A Simple Internal Linking Strategy Template for Startup Teams

Use this as a lightweight SOP you can paste into your content workflow:

  1. Assign the post to one hub topic.
  2. Add 1 contextual link to the hub page.
  3. Add 2–5 contextual links to relevant spokes (or related guides).
  4. Add 1 contextual link to a product/docs page when it genuinely supports the reader’s next step.
  5. Request 2 backlinks from existing posts: identify two older articles in the same hub and add a new link to this post.
  6. Check anchors for clarity and variety.
  7. Verify all links return 200 status and aren’t redirected unnecessarily.

How to Measure Whether Your Internal Linking Strategy Is Working

Avoid relying on a single metric. Instead, track signals that reflect discoverability, relevance, and engagement:

  • Crawlability: fewer orphan pages; improved internal link coverage across key clusters.
  • Indexation: important pages are consistently indexed and recrawled after updates.
  • Rank distribution: supporting pages start ranking for long-tail queries; hubs gain visibility for broader terms.
  • Engagement: readers navigate to additional pages (e.g., higher pages per session in analytics).
  • Conversions (where applicable): more assisted conversions from blog → product/docs paths.

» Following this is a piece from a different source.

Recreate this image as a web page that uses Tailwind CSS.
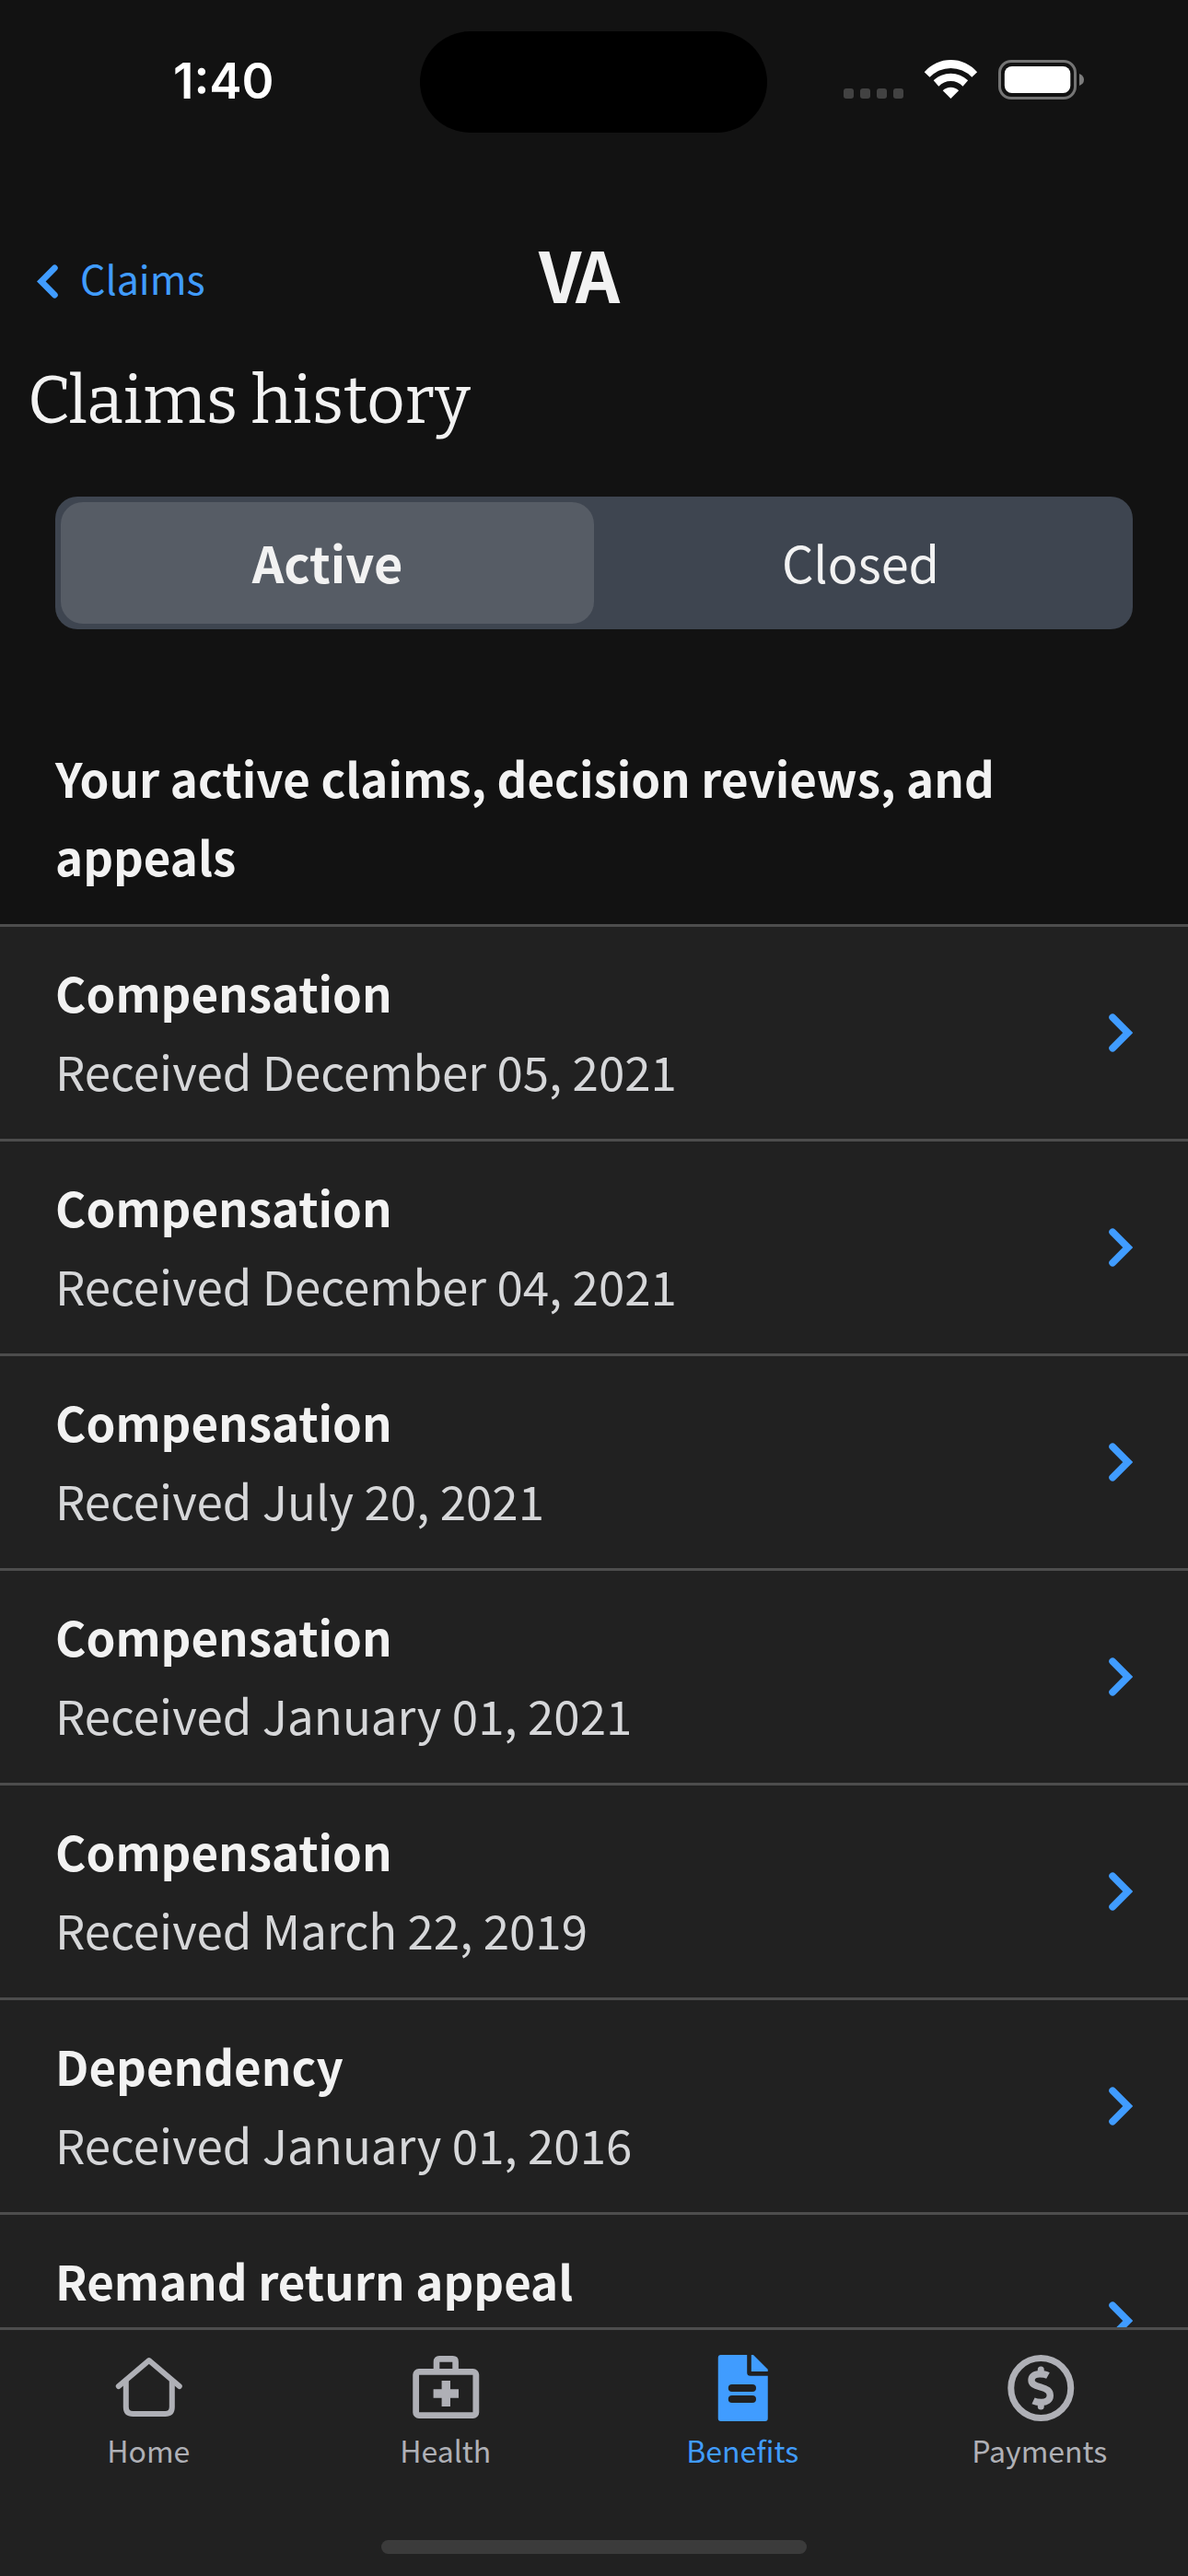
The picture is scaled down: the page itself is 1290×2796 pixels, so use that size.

If you make a structural change (like launching a new hub), give search engines time to recrawl and re-evaluate internal relationships before judging results.

Putting It All Together: The Startup Advantage

A startup doesn’t win SEO by publishing randomly—it wins by building a coherent system. A well-executed internal linking strategy turns individual posts into a connected knowledge base, helps your best pages stand out, and makes every new article strengthen what you’ve already built. AI makes the process faster, but the strategy—topic hubs, intentional links, and reader-first context—is what drives the outcome.

If you want the quickest next step: pick one core topic, build (or upgrade) one hub page, and use AI to propose 20–40 high-confidence internal links inside that cluster. Review them manually, publish updates, and repeat for the next hub.